_TASK GOAL_
Scan the lines below for "React"; report the number of lines that contain it, and only that.
[start of INFORMATION SHOWN]
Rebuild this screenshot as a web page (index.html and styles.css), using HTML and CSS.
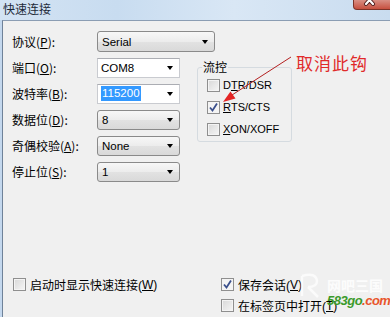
[end of INFORMATION SHOWN]
[start of INFORMATION SHOWN]
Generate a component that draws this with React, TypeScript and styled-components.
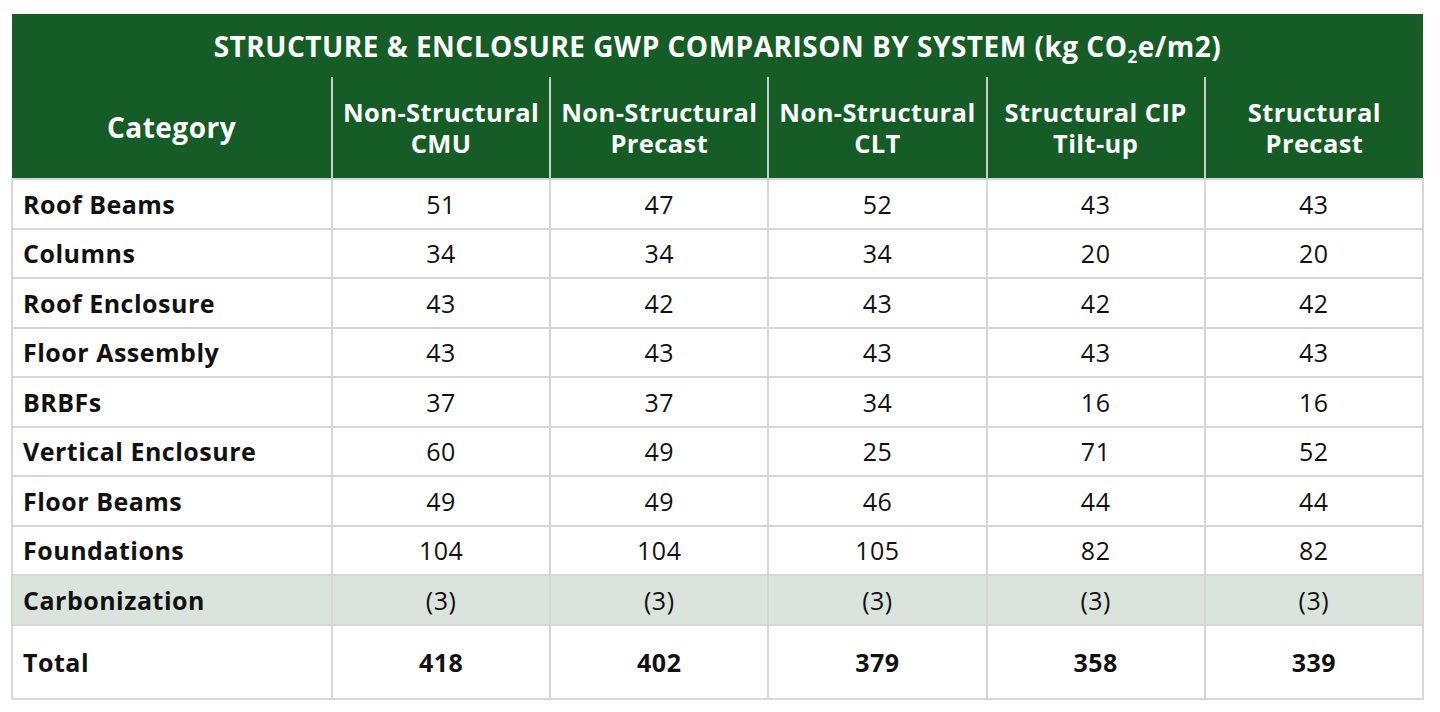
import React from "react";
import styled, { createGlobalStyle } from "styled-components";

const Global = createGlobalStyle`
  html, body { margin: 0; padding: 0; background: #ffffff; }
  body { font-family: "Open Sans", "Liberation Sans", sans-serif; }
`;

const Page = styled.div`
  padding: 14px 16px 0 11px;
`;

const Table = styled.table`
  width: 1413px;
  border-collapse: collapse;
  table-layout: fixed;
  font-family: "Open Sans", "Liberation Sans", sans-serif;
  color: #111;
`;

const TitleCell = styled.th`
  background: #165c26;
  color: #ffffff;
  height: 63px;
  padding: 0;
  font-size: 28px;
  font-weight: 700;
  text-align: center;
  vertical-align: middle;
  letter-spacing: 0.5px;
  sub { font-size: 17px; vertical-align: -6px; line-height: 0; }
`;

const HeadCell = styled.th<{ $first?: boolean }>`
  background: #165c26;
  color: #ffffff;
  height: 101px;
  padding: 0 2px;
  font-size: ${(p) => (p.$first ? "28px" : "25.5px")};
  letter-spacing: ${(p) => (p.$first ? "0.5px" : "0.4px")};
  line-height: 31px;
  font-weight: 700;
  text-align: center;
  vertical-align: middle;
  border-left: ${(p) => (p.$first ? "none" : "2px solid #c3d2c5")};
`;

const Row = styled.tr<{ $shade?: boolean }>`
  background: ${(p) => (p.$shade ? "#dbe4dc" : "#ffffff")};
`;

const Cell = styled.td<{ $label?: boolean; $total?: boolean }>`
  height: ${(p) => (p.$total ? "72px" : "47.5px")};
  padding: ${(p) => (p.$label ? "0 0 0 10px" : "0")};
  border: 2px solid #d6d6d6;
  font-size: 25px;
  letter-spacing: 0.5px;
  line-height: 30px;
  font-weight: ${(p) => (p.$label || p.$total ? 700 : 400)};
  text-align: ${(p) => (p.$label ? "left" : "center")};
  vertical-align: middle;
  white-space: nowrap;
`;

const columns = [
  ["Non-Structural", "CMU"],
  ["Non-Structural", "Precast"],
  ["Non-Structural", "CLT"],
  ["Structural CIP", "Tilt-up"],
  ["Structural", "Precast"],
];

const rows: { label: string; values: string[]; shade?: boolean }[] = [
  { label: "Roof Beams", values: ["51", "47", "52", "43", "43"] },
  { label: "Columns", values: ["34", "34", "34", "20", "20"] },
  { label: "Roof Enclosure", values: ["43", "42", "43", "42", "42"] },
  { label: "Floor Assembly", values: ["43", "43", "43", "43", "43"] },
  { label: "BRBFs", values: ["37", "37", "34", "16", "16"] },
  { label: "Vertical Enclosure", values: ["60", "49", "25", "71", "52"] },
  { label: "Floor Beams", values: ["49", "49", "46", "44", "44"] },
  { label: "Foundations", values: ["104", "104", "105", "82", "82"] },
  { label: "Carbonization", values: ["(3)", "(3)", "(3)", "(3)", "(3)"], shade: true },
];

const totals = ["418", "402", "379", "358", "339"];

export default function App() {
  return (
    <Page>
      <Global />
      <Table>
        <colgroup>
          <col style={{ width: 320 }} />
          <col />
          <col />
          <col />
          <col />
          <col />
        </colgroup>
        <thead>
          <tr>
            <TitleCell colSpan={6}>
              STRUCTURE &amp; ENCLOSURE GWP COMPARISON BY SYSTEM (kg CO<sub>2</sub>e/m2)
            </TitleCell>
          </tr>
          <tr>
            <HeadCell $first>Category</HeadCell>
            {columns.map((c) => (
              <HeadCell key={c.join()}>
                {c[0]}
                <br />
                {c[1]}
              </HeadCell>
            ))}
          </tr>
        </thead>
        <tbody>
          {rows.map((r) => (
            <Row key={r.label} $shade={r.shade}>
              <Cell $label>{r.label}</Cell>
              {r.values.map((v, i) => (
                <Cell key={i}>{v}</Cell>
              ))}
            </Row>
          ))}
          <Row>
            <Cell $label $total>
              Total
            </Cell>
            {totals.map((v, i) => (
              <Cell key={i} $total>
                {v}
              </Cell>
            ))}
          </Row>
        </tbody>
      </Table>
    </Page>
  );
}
[end of INFORMATION SHOWN]
_EXERCISE OUTPUT_
2